I agree…priests shouldn’t be belting the latest (well, as of 1979) St Louis Jesuits ditty, and they should be singing the mass parts, in an appropriate chant. The interesting thing about sung speech is that it is actually much easier to understand in any language, so if understanding is the key, singing is much better, whether in Latin or the vernacular. It’s also easier for the speaker. Even people who have stammers, for example, can generally sing or chant without a problem.
At the Sacred Music Colloquium in Chicago this past June, Fr. Jeffrey Keyes celebrated a sung Ordinary-Form Mass in English according to the current ICEL translation. Here are the mp3 files; not one word was spoken.
Yes, Latin ought to be used more widely. But singing the texts would be a good start. After all, if “singing is for lovers,” why ought we mutter “and also with you” at the Wedding Feast of the Lamb?
“[NB: The texts to be sung are in the Roman Missal. They are first and foremost the antiphons in the Missale Romanum.]”
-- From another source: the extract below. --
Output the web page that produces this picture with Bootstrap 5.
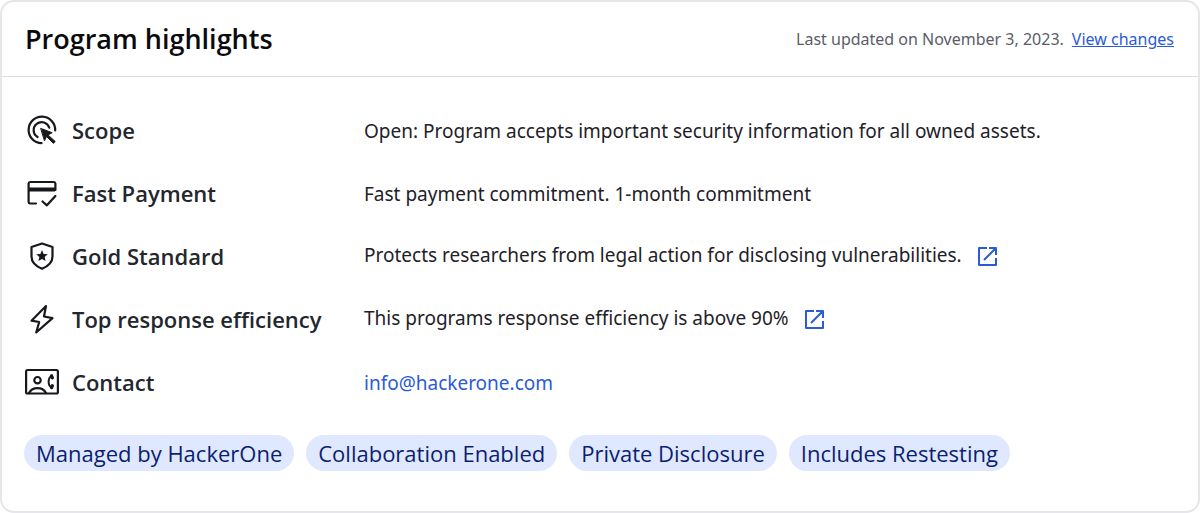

Except where the Missale’s antiphons deviate — for whatever reason, I don’t know — from the Graduale!
Aristotle: As the kids would say… SWEET! Thanks for the link!
If the vernacular Mass were chanted from beginning to end, and celebrated ad orientem, it would immediately take on tremendous dignity, a transcendent quality, and feel very much like the TLM. Tom
Indeed I support this as well…(even with a sore throat as I’m typing this)…Though I didn’t find the Gradual, offertory, and Communion Chants in the Missal (They should be put there in the new edition)
Just so long as we can be spared “On Eagle’s Wings”.
Unless it was in Latin.
No. Not. Ever.
Again I say come, to the “Gregorian Rite Mass” at Flensburg and pray the High Mass and listen to the beautiful voices of the choir, like angels singing. It sure beats ‘Shall we gather at the river’ among many.